DIRECTION> Review the material and extract every line in which the word "index" occurs.

--------------------------------

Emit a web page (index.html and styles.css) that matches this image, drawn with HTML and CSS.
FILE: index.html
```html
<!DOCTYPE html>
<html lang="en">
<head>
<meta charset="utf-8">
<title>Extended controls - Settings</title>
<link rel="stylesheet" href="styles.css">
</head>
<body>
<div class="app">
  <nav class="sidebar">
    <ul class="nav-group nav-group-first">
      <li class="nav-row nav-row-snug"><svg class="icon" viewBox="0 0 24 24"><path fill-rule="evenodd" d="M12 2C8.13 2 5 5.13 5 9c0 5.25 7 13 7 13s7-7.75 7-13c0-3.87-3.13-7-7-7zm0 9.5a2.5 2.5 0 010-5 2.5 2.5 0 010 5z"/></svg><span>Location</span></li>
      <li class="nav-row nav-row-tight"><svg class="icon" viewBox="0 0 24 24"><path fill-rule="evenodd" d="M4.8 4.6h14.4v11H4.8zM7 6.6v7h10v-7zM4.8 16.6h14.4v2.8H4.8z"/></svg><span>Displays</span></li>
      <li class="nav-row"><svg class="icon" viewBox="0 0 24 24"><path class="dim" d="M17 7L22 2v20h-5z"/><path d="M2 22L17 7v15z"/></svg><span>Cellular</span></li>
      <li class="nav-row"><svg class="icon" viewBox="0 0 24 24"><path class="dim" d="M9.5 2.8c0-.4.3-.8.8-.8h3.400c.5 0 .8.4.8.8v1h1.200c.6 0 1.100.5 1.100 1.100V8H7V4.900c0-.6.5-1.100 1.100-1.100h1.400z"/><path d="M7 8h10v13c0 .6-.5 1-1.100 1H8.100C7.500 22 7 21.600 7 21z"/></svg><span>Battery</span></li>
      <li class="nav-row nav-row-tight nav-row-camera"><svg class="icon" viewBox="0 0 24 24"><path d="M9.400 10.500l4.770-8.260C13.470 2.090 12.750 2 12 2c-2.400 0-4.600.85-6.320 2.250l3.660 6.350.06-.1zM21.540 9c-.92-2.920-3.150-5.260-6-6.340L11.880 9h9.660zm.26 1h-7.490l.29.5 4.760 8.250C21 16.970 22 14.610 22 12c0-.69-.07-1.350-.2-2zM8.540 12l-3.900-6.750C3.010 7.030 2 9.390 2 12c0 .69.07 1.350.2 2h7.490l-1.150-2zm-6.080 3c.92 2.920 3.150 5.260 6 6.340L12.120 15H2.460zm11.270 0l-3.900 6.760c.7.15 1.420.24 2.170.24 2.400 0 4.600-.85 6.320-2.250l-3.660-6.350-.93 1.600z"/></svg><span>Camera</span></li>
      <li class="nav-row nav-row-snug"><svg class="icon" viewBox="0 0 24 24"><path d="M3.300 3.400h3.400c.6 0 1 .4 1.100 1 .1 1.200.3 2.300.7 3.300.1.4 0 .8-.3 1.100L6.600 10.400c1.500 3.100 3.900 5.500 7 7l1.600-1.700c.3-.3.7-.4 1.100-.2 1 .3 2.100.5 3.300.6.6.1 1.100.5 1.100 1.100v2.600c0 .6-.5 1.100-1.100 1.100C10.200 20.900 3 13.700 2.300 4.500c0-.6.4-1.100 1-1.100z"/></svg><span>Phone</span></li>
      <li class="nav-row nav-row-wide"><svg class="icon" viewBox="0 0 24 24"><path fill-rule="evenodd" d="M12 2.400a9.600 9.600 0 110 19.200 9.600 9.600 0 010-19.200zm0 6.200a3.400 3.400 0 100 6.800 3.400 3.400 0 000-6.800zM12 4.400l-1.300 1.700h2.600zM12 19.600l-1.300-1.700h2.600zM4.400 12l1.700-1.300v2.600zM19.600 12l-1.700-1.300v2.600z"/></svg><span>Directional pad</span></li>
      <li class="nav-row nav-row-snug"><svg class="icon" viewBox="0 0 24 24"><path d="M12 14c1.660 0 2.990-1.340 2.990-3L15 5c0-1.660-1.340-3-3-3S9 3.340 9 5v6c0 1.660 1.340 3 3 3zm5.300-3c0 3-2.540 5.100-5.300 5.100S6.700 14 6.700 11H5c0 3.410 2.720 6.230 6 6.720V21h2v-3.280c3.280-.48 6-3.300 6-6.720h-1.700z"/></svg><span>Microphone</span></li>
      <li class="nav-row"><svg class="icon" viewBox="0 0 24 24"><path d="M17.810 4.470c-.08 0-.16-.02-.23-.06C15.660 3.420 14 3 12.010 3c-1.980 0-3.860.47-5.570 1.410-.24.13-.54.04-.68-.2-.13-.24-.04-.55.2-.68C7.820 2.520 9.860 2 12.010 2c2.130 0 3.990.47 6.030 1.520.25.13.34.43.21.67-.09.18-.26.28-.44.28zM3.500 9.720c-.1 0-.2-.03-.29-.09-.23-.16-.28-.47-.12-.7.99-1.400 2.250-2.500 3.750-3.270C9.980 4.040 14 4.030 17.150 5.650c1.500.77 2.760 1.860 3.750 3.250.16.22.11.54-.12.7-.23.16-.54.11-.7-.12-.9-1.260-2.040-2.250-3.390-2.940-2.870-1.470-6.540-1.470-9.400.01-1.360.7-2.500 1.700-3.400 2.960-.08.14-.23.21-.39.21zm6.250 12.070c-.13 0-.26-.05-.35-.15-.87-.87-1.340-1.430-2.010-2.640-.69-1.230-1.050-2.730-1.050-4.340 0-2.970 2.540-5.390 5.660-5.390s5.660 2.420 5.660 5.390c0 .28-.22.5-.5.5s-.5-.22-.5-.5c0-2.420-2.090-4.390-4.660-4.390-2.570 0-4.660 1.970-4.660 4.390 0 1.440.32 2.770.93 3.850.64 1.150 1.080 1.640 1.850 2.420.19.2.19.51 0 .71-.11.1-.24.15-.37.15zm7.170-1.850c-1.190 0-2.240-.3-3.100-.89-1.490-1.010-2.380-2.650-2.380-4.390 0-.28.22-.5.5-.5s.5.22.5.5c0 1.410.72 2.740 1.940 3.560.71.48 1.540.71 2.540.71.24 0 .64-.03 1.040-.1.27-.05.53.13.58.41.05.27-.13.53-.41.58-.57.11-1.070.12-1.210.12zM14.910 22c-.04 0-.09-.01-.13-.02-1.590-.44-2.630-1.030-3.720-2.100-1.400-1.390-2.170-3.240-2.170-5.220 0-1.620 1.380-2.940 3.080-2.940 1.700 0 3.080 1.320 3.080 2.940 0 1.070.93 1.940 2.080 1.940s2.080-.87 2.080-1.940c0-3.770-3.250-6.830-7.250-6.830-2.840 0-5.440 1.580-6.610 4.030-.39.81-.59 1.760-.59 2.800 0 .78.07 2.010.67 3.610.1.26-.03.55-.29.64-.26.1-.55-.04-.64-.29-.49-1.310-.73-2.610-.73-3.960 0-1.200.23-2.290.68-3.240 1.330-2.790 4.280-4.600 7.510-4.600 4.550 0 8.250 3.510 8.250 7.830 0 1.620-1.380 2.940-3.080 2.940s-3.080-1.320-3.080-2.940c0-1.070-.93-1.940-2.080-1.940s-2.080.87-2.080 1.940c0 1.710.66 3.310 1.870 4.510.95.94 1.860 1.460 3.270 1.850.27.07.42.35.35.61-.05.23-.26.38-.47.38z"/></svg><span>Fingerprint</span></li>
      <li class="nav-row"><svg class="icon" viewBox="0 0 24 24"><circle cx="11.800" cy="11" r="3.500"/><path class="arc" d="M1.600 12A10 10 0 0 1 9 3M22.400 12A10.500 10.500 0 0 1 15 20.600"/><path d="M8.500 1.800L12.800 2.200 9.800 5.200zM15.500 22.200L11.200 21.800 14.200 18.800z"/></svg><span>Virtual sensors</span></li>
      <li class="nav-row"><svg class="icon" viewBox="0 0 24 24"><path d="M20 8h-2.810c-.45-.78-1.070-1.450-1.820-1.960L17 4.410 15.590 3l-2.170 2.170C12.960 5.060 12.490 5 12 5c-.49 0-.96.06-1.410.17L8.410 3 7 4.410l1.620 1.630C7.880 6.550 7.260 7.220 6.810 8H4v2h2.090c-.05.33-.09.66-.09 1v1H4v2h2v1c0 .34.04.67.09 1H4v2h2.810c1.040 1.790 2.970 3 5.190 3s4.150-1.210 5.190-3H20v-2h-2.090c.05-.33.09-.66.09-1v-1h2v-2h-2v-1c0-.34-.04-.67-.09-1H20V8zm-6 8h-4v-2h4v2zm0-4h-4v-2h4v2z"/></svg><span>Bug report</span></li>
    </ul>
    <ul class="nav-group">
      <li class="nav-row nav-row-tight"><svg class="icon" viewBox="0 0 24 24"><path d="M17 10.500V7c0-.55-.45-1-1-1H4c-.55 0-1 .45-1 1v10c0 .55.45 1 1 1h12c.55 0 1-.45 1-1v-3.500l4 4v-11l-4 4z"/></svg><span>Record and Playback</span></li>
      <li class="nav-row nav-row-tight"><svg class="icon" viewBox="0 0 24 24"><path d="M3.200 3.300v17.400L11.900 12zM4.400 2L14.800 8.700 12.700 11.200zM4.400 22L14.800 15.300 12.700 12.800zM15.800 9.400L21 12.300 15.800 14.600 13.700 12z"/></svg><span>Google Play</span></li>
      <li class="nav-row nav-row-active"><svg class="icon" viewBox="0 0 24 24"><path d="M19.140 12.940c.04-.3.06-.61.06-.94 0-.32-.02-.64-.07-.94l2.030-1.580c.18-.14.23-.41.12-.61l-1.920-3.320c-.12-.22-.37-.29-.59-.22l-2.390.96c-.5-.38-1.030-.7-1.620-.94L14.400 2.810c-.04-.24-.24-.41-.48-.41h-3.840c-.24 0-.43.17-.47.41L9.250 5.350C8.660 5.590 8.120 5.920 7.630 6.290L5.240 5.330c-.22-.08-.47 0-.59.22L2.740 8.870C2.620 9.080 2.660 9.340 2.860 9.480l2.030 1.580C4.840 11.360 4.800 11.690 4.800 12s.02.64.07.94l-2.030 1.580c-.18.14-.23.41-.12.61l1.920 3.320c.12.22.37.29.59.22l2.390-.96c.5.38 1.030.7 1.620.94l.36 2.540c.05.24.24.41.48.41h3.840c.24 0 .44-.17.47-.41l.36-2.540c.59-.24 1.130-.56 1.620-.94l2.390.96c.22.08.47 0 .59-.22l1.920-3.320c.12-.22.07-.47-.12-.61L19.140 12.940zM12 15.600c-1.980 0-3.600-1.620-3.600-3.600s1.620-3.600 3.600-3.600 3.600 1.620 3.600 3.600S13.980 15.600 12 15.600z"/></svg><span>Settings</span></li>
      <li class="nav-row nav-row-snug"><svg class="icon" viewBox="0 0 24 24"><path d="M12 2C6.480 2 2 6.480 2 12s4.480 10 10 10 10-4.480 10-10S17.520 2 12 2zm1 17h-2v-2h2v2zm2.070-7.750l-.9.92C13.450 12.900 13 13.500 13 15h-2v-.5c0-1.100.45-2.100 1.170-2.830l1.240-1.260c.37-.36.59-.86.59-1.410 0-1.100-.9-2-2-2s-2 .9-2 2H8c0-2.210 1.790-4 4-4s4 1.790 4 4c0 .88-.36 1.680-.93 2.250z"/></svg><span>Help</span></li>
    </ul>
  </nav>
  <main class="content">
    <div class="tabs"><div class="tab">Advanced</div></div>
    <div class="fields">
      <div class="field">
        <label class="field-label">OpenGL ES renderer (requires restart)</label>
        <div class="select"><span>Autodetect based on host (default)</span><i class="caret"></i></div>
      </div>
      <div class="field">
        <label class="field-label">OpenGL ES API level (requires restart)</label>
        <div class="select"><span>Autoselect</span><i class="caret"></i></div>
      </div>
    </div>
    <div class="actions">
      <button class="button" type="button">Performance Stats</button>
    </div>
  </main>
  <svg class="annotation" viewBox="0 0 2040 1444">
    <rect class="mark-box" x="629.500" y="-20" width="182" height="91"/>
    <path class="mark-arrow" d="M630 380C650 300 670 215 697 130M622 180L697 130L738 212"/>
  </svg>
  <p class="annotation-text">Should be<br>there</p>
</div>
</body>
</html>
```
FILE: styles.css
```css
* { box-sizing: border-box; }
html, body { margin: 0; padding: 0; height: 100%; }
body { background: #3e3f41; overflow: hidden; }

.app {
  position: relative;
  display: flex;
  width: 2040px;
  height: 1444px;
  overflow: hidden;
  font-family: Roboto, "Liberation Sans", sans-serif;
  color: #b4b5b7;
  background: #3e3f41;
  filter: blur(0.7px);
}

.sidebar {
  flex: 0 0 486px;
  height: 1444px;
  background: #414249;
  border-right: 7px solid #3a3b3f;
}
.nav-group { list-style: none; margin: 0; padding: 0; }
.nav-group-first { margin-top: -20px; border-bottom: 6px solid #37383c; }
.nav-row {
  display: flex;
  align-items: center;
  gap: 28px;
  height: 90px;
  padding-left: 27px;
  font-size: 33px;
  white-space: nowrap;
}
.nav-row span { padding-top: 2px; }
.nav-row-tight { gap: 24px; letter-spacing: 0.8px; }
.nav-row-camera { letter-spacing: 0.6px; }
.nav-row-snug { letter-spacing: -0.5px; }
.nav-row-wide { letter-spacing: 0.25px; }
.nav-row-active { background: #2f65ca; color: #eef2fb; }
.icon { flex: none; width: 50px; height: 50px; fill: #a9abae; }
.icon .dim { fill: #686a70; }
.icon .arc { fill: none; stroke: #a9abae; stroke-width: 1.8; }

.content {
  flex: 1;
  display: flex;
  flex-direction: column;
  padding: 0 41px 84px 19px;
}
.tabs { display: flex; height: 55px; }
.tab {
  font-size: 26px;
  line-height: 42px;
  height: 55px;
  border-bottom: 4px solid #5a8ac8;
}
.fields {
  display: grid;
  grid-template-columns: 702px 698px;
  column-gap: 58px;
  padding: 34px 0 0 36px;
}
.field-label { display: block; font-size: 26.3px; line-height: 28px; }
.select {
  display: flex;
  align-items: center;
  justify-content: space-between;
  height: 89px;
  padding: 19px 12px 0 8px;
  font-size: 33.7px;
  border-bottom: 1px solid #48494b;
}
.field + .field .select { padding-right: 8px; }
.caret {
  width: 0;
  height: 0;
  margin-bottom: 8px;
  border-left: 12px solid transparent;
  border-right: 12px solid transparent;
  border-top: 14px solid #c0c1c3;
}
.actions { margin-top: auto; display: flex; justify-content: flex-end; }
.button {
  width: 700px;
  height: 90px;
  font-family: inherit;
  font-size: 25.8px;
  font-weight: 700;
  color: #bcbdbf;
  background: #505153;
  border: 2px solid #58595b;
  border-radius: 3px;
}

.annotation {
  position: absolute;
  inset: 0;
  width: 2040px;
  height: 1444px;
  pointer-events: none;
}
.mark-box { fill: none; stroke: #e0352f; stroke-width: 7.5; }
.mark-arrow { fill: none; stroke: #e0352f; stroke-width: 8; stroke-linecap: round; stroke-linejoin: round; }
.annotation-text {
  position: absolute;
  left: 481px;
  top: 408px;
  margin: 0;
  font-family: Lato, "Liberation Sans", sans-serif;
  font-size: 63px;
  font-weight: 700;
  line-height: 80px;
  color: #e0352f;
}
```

--------------------------------

RIGHT ANSWER>
Emit a web page (index.html and styles.css) that matches this image, drawn with HTML and CSS.
FILE: index.html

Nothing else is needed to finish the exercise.